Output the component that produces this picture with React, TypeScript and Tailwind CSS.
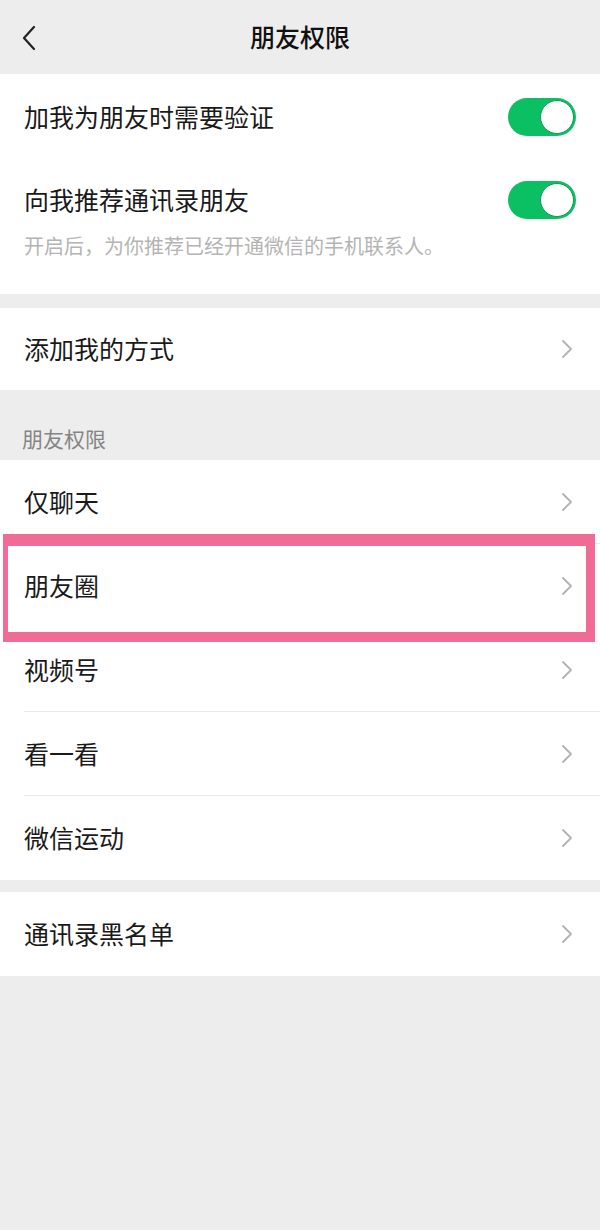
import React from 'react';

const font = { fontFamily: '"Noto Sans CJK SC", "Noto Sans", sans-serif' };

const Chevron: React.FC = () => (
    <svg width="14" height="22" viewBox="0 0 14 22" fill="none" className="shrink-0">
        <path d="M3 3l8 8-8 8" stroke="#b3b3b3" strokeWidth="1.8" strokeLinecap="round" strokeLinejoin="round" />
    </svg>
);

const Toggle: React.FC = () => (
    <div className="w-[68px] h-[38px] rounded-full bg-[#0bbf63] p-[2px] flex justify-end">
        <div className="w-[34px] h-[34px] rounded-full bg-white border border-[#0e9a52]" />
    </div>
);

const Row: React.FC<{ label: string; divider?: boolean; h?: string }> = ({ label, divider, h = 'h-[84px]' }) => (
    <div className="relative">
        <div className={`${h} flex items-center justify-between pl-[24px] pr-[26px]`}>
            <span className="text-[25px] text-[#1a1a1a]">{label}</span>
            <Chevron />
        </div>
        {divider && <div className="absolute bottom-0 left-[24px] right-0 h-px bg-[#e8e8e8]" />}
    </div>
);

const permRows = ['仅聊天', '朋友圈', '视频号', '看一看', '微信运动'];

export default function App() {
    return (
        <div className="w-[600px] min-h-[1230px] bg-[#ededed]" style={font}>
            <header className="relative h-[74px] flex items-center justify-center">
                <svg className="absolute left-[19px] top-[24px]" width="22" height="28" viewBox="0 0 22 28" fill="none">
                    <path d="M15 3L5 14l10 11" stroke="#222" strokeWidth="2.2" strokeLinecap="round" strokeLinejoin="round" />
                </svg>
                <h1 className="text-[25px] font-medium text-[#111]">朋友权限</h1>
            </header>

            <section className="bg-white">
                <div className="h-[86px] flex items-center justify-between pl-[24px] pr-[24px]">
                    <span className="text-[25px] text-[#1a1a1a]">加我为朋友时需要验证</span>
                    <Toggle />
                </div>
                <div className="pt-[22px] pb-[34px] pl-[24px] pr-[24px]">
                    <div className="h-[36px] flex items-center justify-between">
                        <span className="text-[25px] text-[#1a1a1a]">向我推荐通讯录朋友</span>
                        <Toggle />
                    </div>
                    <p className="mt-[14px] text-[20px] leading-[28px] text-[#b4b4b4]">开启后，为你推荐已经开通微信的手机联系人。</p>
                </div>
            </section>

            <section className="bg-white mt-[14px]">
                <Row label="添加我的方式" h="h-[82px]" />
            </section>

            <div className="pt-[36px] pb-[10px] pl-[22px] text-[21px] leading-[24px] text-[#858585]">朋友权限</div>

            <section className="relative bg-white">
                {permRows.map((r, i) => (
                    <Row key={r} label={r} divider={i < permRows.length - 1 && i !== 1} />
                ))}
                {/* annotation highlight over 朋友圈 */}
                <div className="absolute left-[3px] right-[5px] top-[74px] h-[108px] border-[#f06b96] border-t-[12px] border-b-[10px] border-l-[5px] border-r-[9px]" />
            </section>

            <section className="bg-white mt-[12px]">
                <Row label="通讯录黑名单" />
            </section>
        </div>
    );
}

· · ·

SHORT TASK -
Pictures are to be left out; repeat all the remaining data exactly.

RESULT OF THE EXERCISE -
Output the component that produces this picture with React, TypeScript and Tailwind CSS.
import React from 'react';

const font = { fontFamily: '"Noto Sans CJK SC", "Noto Sans", sans-serif' };

const Chevron: React.FC = () => (
    <svg width="14" height="22" viewBox="0 0 14 22" fill="none" className="shrink-0">
        <path d="M3 3l8 8-8 8" stroke="#b3b3b3" strokeWidth="1.8" strokeLinecap="round" strokeLinejoin="round" />
    </svg>
);

const Toggle: React.FC = () => (
    <div className="w-[68px] h-[38px] rounded-full bg-[#0bbf63] p-[2px] flex justify-end">
        <div className="w-[34px] h-[34px] rounded-full bg-white border border-[#0e9a52]" />
    </div>
);

const Row: React.FC<{ label: string; divider?: boolean; h?: string }> = ({ label, divider, h = 'h-[84px]' }) => (
    <div className="relative">
        <div className={`${h} flex items-center justify-between pl-[24px] pr-[26px]`}>
            <span className="text-[25px] text-[#1a1a1a]">{label}</span>
            <Chevron />
        </div>
        {divider && <div className="absolute bottom-0 left-[24px] right-0 h-px bg-[#e8e8e8]" />}
    </div>
);

const permRows = ['仅聊天', '朋友圈', '视频号', '看一看', '微信运动'];

export default function App() {
    return (
        <div className="w-[600px] min-h-[1230px] bg-[#ededed]" style={font}>
            <header className="relative h-[74px] flex items-center justify-center">
                <svg className="absolute left-[19px] top-[24px]" width="22" height="28" viewBox="0 0 22 28" fill="none">
                    <path d="M15 3L5 14l10 11" stroke="#222" strokeWidth="2.2" strokeLinecap="round" strokeLinejoin="round" />
                </svg>
                <h1 className="text-[25px] font-medium text-[#111]">朋友权限</h1>
            </header>

            <section className="bg-white">
                <div className="h-[86px] flex items-center justify-between pl-[24px] pr-[24px]">
                    <span className="text-[25px] text-[#1a1a1a]">加我为朋友时需要验证</span>
                    <Toggle />
                </div>
                <div className="pt-[22px] pb-[34px] pl-[24px] pr-[24px]">
                    <div className="h-[36px] flex items-center justify-between">
                        <span className="text-[25px] text-[#1a1a1a]">向我推荐通讯录朋友</span>
                        <Toggle />
                    </div>
                    <p className="mt-[14px] text-[20px] leading-[28px] text-[#b4b4b4]">开启后，为你推荐已经开通微信的手机联系人。</p>
                </div>
            </section>

            <section className="bg-white mt-[14px]">
                <Row label="添加我的方式" h="h-[82px]" />
            </section>

            <div className="pt-[36px] pb-[10px] pl-[22px] text-[21px] leading-[24px] text-[#858585]">朋友权限</div>

            <section className="relative bg-white">
                {permRows.map((r, i) => (
                    <Row key={r} label={r} divider={i < permRows.length - 1 && i !== 1} />
                ))}
                {/* annotation highlight over 朋友圈 */}
                <div className="absolute left-[3px] right-[5px] top-[74px] h-[108px] border-[#f06b96] border-t-[12px] border-b-[10px] border-l-[5px] border-r-[9px]" />
            </section>

            <section className="bg-white mt-[12px]">
                <Row label="通讯录黑名单" />
            </section>
        </div>
    );
}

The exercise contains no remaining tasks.